An aristocratic leisure class and a welfare-dependent underclass are equally unappealing to most Americans. This is why most people say they belong to the middle class. It is also why paid work is seen as so important. Americans – above all the newest among us, immigrants – want a society where everybody has the chance to “make something of themselves.”

Today, this contract is collapsing. Middle class families are working harder, with too little to show for it. Confidence in the prospects for the next generation is low. Trust in our institutions, and even in each other, is declining. The gaps between us are widening. Populism, fueled in part by middle class discontent, is rising.

The COVID-19 pandemic has been like the flash of an X-ray, exposing the deep fractures in our society – not least by race, but also by social class and economic status. Well-educated professionals, secure in their jobs and safe in their homes, have been observers of the devastation all around them. Meanwhile, the fragile finances, poor health and precarious employment of middle-class Americans, including many essential workers, have been laid bare.

A new contract with the middle class must be faithful to the spirit of our history but oriented towards the challenges of today’s economy and society. It should ask more of government as well as of Americans. A better future for the middle class is no longer just an important aspiration. It is an existential necessity.

Note that the new contact is with the middle class, not for the middle class. Middle class Americans are not inert vessels, waiting to be filled up with good things by a benign state. They want agency over their own lives. The first principle underpinning this contract, then, is partnership. College should be free (for at least two years), but only for those who undertake a year of national service: Scholarships for Service. Incomes should be higher, especially for those who are working. Health care should be better, but we each need to take more responsibility for our health, too. More time should be available to parents, but we should be willing to work until later ages.

The second principle is prevention. Too often public policy is focused on dealing with the costs and consequences of earlier failures – providing ambulances at the bottom of a cliff, rather than building fences at the top. It’s far better to act early. This means investing in health rather than health care, for example by improving nutrition or social services. It means universal access to reproductive health, especially the most effective forms of contraception, in order to give every child a strong start, ideally with two committed parents. It means providing childcare and working arrangements to prevent parents and (especially) mothers from losing ground in the labor market.

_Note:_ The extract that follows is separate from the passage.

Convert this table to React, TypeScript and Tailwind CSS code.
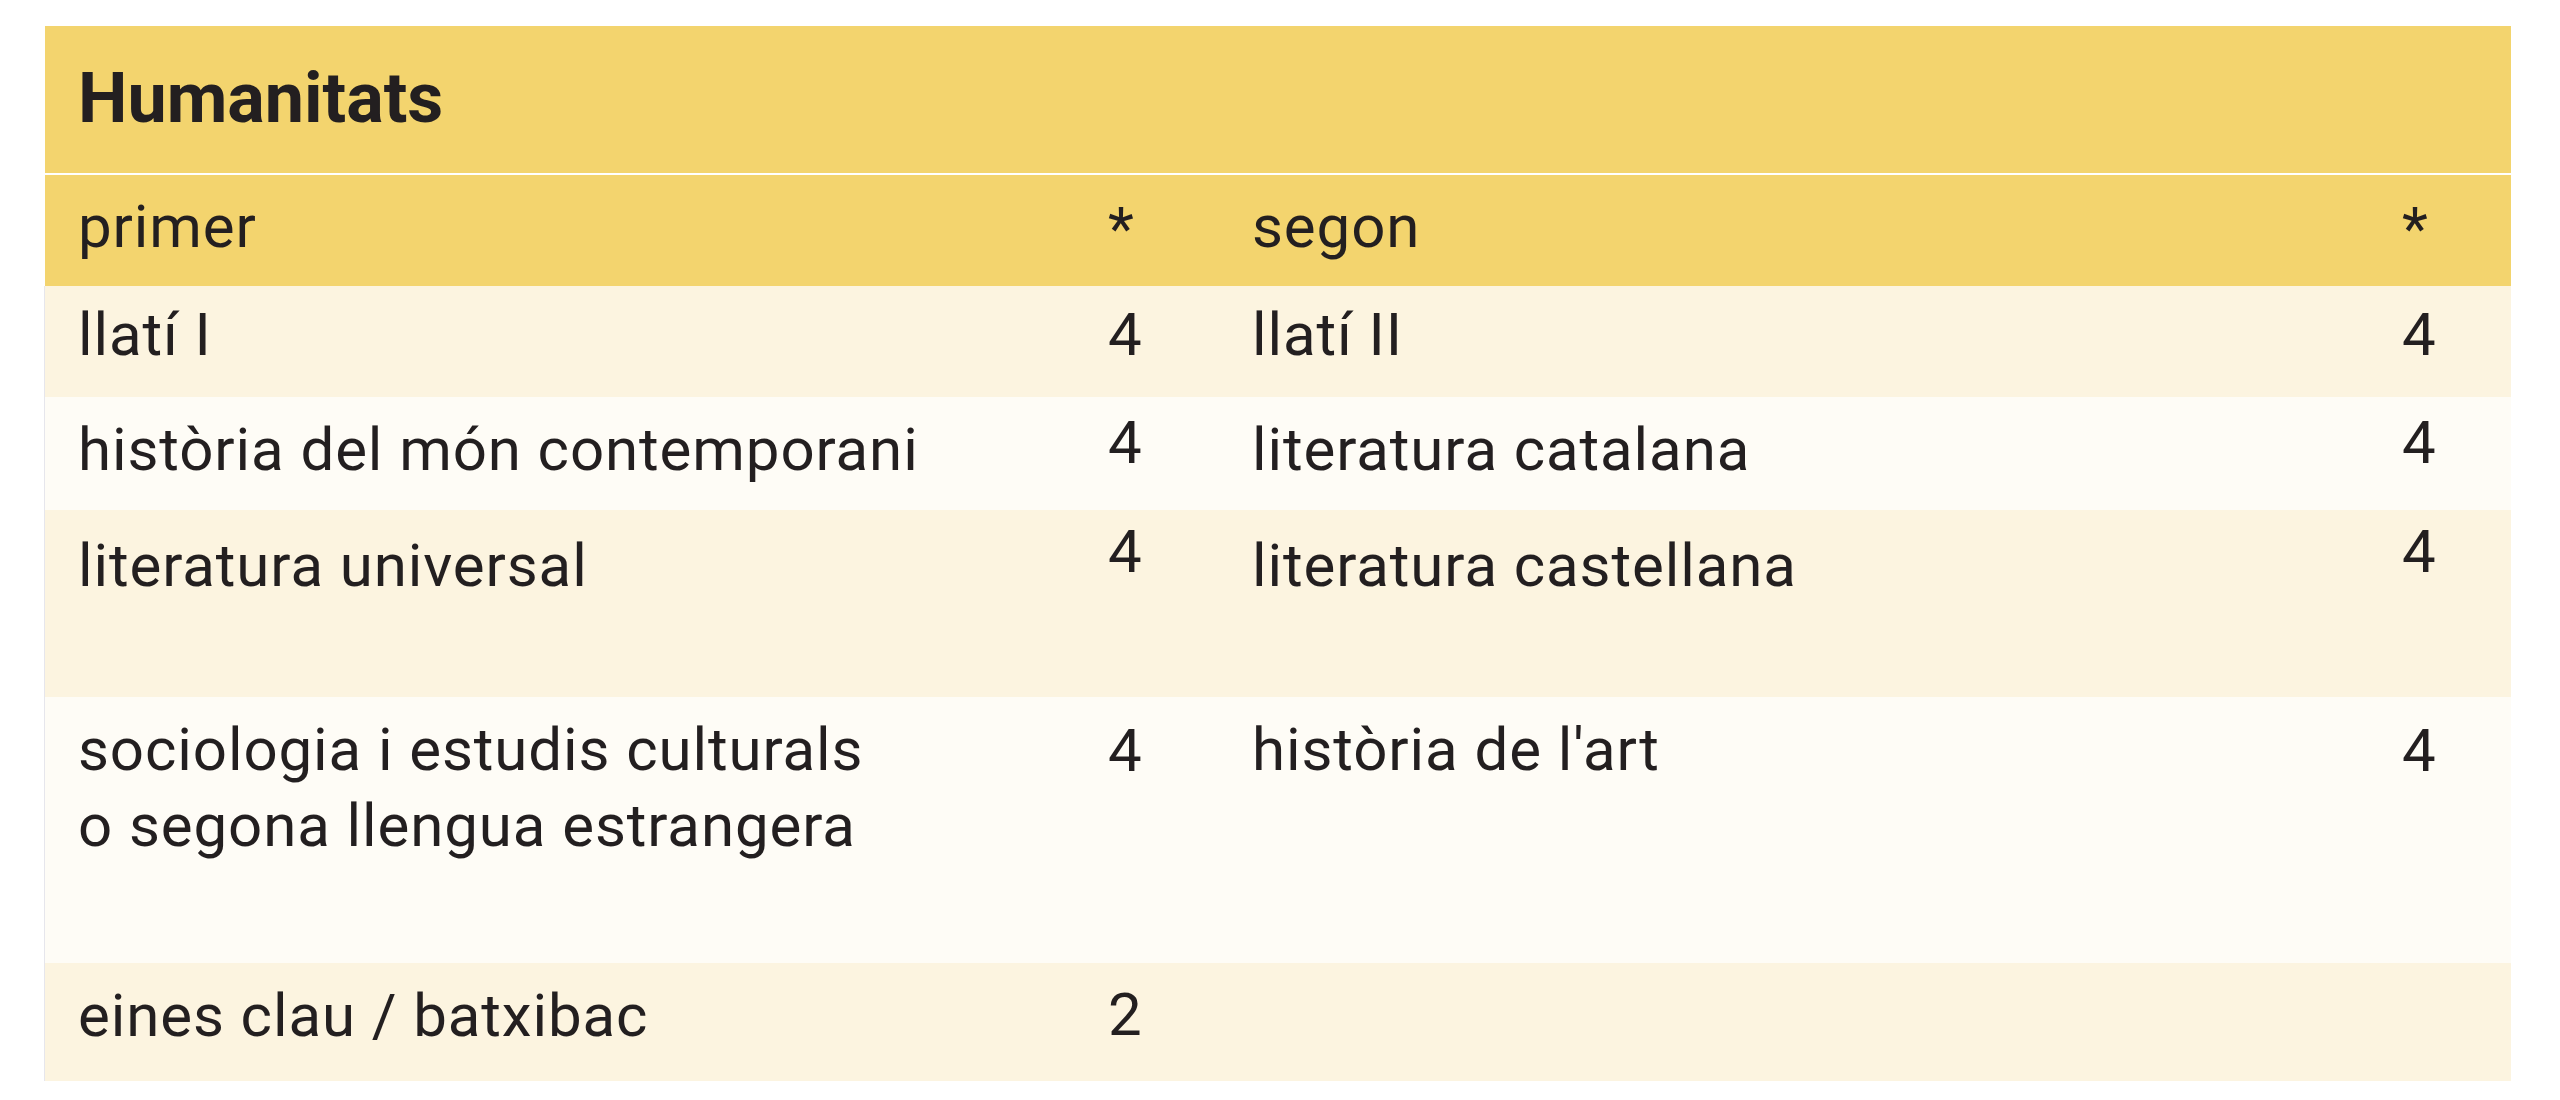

The third principle is pluralism. America is a large, varied, changing society. Individuals and communities differ, often greatly, in terms of what they want from life. This kaleidoscopic diversity is one of our greatest strengths. As far as possible, policy should embrace and even encourage a plurality of opinions, approaches, and goals. One size rarely fits all. National service ought to be a universal norm – but its form and organization will vary greatly. Our democratic processes should be inclusive of a wide range of voices – for example through “Citizens Juries” to guide policy. Families can come in all shapes and sizes and should be entitled to equal treatment. The ability to respect others, across lines of class, race, and politics, is a necessary skill in a diverse republic.